Some look back and feel violated. I look back and feel lucky to have seen it all.
The conversation about this year’s Hall Of Fame ballot is anything but fun. And itt’s not just the discussion about PEDs and whether or not it is a writer’s job to be the moral gatekeeper of the museum. The Jack Morris back and forth has gone from a sports debate to sort of an us vs. them condescending name calling session between two groups of people who choose to look at baseball in different ways.
It’s all so much different than I remember how heated debate about the Hall Of Fame used to be. The heated argument within the vacuum of baseball and sports about a player is something I always enjoyed. This is all so much different.

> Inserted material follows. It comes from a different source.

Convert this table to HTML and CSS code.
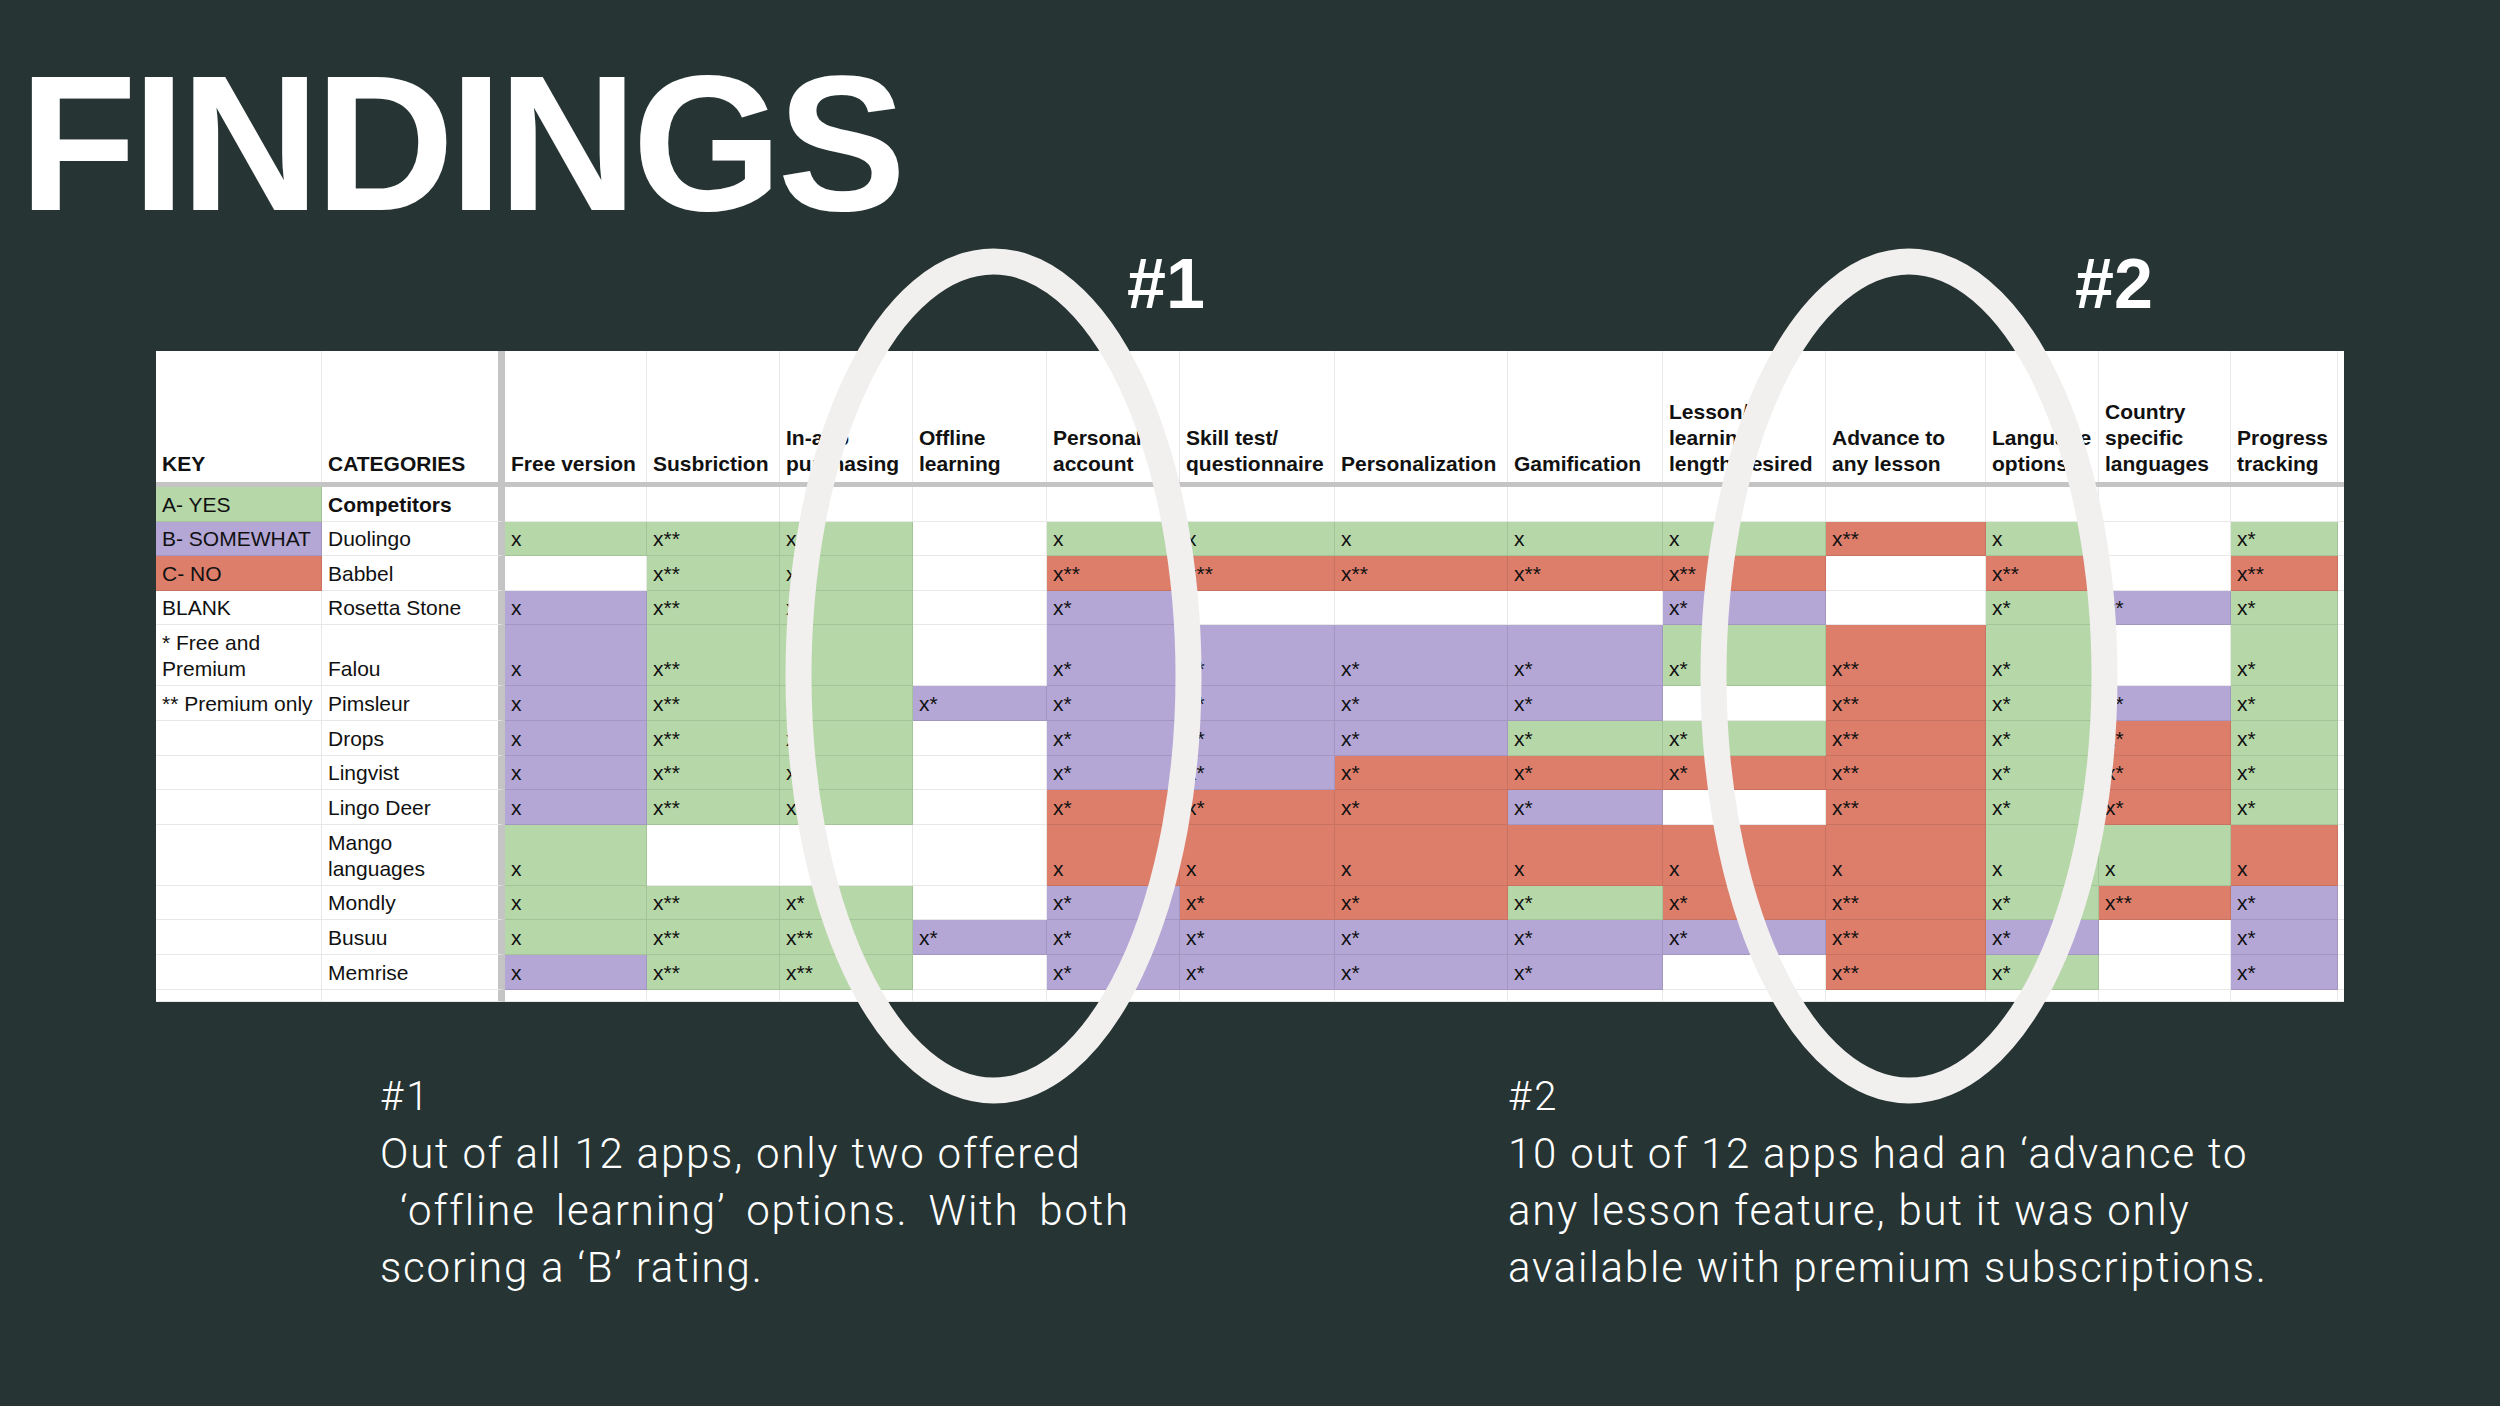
FILE: index.html
```html
<!DOCTYPE html>
<html lang="en">
<head>
<meta charset="utf-8">
<title>Findings</title>
<link rel="stylesheet" href="styles.css">
</head>
<body>
<div class="page">
  <h1 class="title">FINDINGS</h1>
  <div class="labels"><span class="lbl lbl1">#1</span><span class="lbl lbl2">#2</span></div>

  <div class="sheet">
    <div class="row head">
      <div class="c">KEY</div><div class="c">CATEGORIES</div><div class="c">Free version</div><div class="c">Susbriction</div><div class="c"><span>In-app<br>purchasing</span></div><div class="c"><span>Offline<br>learning</span></div><div class="c"><span>Personal<br>account</span></div><div class="c"><span>Skill test/<br>questionnaire</span></div><div class="c">Personalization</div><div class="c">Gamification</div><div class="c"><span>Lesson/<br>learning<br>length desired</span></div><div class="c"><span>Advance to<br>any lesson</span></div><div class="c"><span>Language<br>options</span></div><div class="c"><span>Country<br>specific<br>languages</span></div><div class="c"><span>Progress<br>tracking</span></div><div class="c"></div>
    </div>
    <div class="row">
      <div class="c g">A- YES</div><div class="c b">Competitors</div><div class="c"></div><div class="c"></div><div class="c"></div><div class="c"></div><div class="c"></div><div class="c"></div><div class="c"></div><div class="c"></div><div class="c"></div><div class="c"></div><div class="c"></div><div class="c"></div><div class="c"></div><div class="c"></div>
    </div>
    <div class="row">
      <div class="c p">B- SOMEWHAT</div><div class="c">Duolingo</div><div class="c g">x</div><div class="c g">x**</div><div class="c g">x</div><div class="c"></div><div class="c g">x</div><div class="c g">x</div><div class="c g">x</div><div class="c g">x</div><div class="c g">x</div><div class="c r">x**</div><div class="c g">x</div><div class="c"></div><div class="c g">x*</div><div class="c"></div>
    </div>
    <div class="row">
      <div class="c r">C- NO</div><div class="c">Babbel</div><div class="c"></div><div class="c g">x**</div><div class="c g">x</div><div class="c"></div><div class="c r">x**</div><div class="c r">x**</div><div class="c r">x**</div><div class="c r">x**</div><div class="c r">x**</div><div class="c"></div><div class="c r">x**</div><div class="c"></div><div class="c r">x**</div><div class="c"></div>
    </div>
    <div class="row">
      <div class="c">BLANK</div><div class="c">Rosetta Stone</div><div class="c p">x</div><div class="c g">x**</div><div class="c g">x</div><div class="c"></div><div class="c p">x*</div><div class="c"></div><div class="c"></div><div class="c"></div><div class="c p">x*</div><div class="c"></div><div class="c g">x*</div><div class="c p">x*</div><div class="c g">x*</div><div class="c"></div>
    </div>
    <div class="row tall">
      <div class="c"><span>* Free and<br>Premium</span></div><div class="c">Falou</div><div class="c p">x</div><div class="c g">x**</div><div class="c g">x</div><div class="c"></div><div class="c p">x*</div><div class="c p">x*</div><div class="c p">x*</div><div class="c p">x*</div><div class="c g">x*</div><div class="c r">x**</div><div class="c g">x*</div><div class="c"></div><div class="c g">x*</div><div class="c"></div>
    </div>
    <div class="row">
      <div class="c">** Premium only</div><div class="c">Pimsleur</div><div class="c p">x</div><div class="c g">x**</div><div class="c g">x</div><div class="c p">x*</div><div class="c p">x*</div><div class="c p">x*</div><div class="c p">x*</div><div class="c p">x*</div><div class="c"></div><div class="c r">x**</div><div class="c g">x*</div><div class="c p">x*</div><div class="c g">x*</div><div class="c"></div>
    </div>
    <div class="row">
      <div class="c"></div><div class="c">Drops</div><div class="c p">x</div><div class="c g">x**</div><div class="c g">x</div><div class="c"></div><div class="c p">x*</div><div class="c p">x*</div><div class="c p">x*</div><div class="c g">x*</div><div class="c g">x*</div><div class="c r">x**</div><div class="c g">x*</div><div class="c r">x*</div><div class="c g">x*</div><div class="c"></div>
    </div>
    <div class="row">
      <div class="c"></div><div class="c">Lingvist</div><div class="c p">x</div><div class="c g">x**</div><div class="c g">x</div><div class="c"></div><div class="c p">x*</div><div class="c p">x*</div><div class="c r">x*</div><div class="c r">x*</div><div class="c r">x*</div><div class="c r">x**</div><div class="c g">x*</div><div class="c r">x*</div><div class="c g">x*</div><div class="c"></div>
    </div>
    <div class="row">
      <div class="c"></div><div class="c">Lingo Deer</div><div class="c p">x</div><div class="c g">x**</div><div class="c g">x</div><div class="c"></div><div class="c r">x*</div><div class="c r">x*</div><div class="c r">x*</div><div class="c p">x*</div><div class="c"></div><div class="c r">x**</div><div class="c g">x*</div><div class="c r">x*</div><div class="c g">x*</div><div class="c"></div>
    </div>
    <div class="row tall">
      <div class="c"></div><div class="c"><span>Mango<br>languages</span></div><div class="c g">x</div><div class="c"></div><div class="c"></div><div class="c"></div><div class="c r">x</div><div class="c r">x</div><div class="c r">x</div><div class="c r">x</div><div class="c r">x</div><div class="c r">x</div><div class="c g">x</div><div class="c g">x</div><div class="c r">x</div><div class="c"></div>
    </div>
    <div class="row">
      <div class="c"></div><div class="c">Mondly</div><div class="c g">x</div><div class="c g">x**</div><div class="c g">x*</div><div class="c"></div><div class="c p">x*</div><div class="c r">x*</div><div class="c r">x*</div><div class="c g">x*</div><div class="c r">x*</div><div class="c r">x**</div><div class="c g">x*</div><div class="c r">x**</div><div class="c p">x*</div><div class="c"></div>
    </div>
    <div class="row">
      <div class="c"></div><div class="c">Busuu</div><div class="c g">x</div><div class="c g">x**</div><div class="c g">x**</div><div class="c p">x*</div><div class="c p">x*</div><div class="c p">x*</div><div class="c p">x*</div><div class="c p">x*</div><div class="c p">x*</div><div class="c r">x**</div><div class="c p">x*</div><div class="c"></div><div class="c p">x*</div><div class="c"></div>
    </div>
    <div class="row">
      <div class="c"></div><div class="c">Memrise</div><div class="c p">x</div><div class="c g">x**</div><div class="c g">x**</div><div class="c"></div><div class="c p">x*</div><div class="c p">x*</div><div class="c p">x*</div><div class="c p">x*</div><div class="c"></div><div class="c r">x**</div><div class="c g">x*</div><div class="c"></div><div class="c p">x*</div><div class="c"></div>
    </div>
    <div class="row end">
      <div class="c"></div><div class="c"></div><div class="c"></div><div class="c"></div><div class="c"></div><div class="c"></div><div class="c"></div><div class="c"></div><div class="c"></div><div class="c"></div><div class="c"></div><div class="c"></div><div class="c"></div><div class="c"></div><div class="c"></div><div class="c"></div>
    </div>
  </div>

  <div class="notes">
    <div class="note n1">
      <h2>#1</h2>
      <p>Out of all 12 apps, only two offered<br><span class="wide">&nbsp;‘offline learning’ options. With both</span><br>scoring a ‘B’ rating.</p>
    </div>
    <div class="note n2">
      <h2>#2</h2>
      <p>10 out of 12 apps had an ‘advance to<br>any lesson feature, but it was only<br>available with premium subscriptions.</p>
    </div>
  </div>

  <svg class="rings" width="2500" height="1406" viewBox="0 0 2500 1406" aria-hidden="true">
    <ellipse cx="993.5" cy="676" rx="195" ry="414.5" fill="none" stroke="#f2efef" stroke-width="26"/>
    <ellipse cx="1909" cy="676" rx="195.5" ry="414.5" fill="none" stroke="#f2efef" stroke-width="26"/>
  </svg>
</div>
</body>
</html>
```

FILE: styles.css
```css
* { box-sizing: border-box; }

body {
  margin: 0;
  background: #263433;
  width: 2500px;
  height: 1406px;
  overflow: hidden;
}

.page {
  position: relative;
  width: 2500px;
  height: 1406px;
}

.title {
  margin: 0;
  height: 240px;
  padding: 46.6px 0 0 19px;
  font-family: "Liberation Sans", Arial, sans-serif;
  font-weight: 700;
  font-size: 193px;
  line-height: 193px;
  letter-spacing: -5px;
  color: #ffffff;
}

.labels {
  display: grid;
  grid-template-columns: 1127px 948px auto;
  height: 111px;
  padding-top: 9px;
  font-family: "Liberation Sans", Arial, sans-serif;
  font-weight: 700;
  font-size: 70px;
  line-height: 70px;
  color: #ffffff;
}
.lbl1 { grid-column: 2; }
.lbl2 { grid-column: 3; }

.sheet {
  margin-left: 156px;
  width: 2188px;
  height: 651px;
  overflow: hidden;
  background: #ffffff;
  font-family: "Liberation Sans", Arial, sans-serif;
  font-size: 21px;
  color: #111111;
}

.row {
  display: grid;
  grid-template-columns: 166px 183px 142px 133px 133px 134px 133px 155px 173px 155px 163px 160px 113px 132px 107px 6px;
  height: 34.6px;
}
.row.head {
  height: 136px;
  border-bottom: 5px solid #c4c4c4;
  font-weight: 700;
}
.row.tall { height: 61px; }
.row.end { height: 12.4px; }

.c {
  display: flex;
  align-items: flex-end;
  padding: 0 6px 3px;
  line-height: 26px;
  white-space: nowrap;
  overflow: hidden;
  border-right: 1px solid rgba(0, 0, 0, 0.09);
  border-bottom: 1px solid rgba(0, 0, 0, 0.09);
}
.c:nth-child(2) { border-right: 7px solid #c4c4c4; }
.head .c { padding-bottom: 5px; border-bottom: 0; }

.g { background: #b6d7a8; }
.p { background: #b4a7d6; }
.r { background: #dd7e6b; }
.b { font-weight: 700; }

.notes {
  display: grid;
  grid-template-columns: 380px 1128px auto;
  margin-top: 74px;
  color: #ffffff;
  font-family: Roboto, "Liberation Sans", sans-serif;
  font-weight: 300;
}
.n1 { grid-column: 2; }
.n2 { grid-column: 3; }
.note h2 {
  margin: 0;
  font-size: 40px;
  line-height: 42px;
  letter-spacing: 3px;
  font-weight: 300;
}
.note p {
  margin: 6.5px 0 0;
  font-size: 42px;
  line-height: 57px;
  letter-spacing: 1.8px;
  white-space: nowrap;
}
.wide { word-spacing: 8px; }

.rings {
  position: absolute;
  left: 0;
  top: 0;
  pointer-events: none;
}
```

The Hall Of Fame is one of the most amazing places I’ve ever visited. The voting has always been an interesting discussion, and the induction has always been something to celebrate. This morning, as I stare at headlines discussing why no one was voted in this year, I dread almost all of it.
This is sports. This is baseball. This is supposed to be fun. The reason any of us pay attention to sports, at least initially, is because it’s fun.
Say it slowly. It. Is. Just. Baseball.
Moral grandstanding and the analysis of it is mostly boring and almost always tedious, especially when its done about something that has as few consequences as baseball and who makes it into the Hall Of Fame.
Barry Bonds, Roger Clemens and Mike Piazza were three of the greatest baseball players I ever saw. Combining walks and hits, Craig Biggio got on base 4,200 times. I loved watching all of them play baseball. I liked the Hall Of Fame better when that was the point.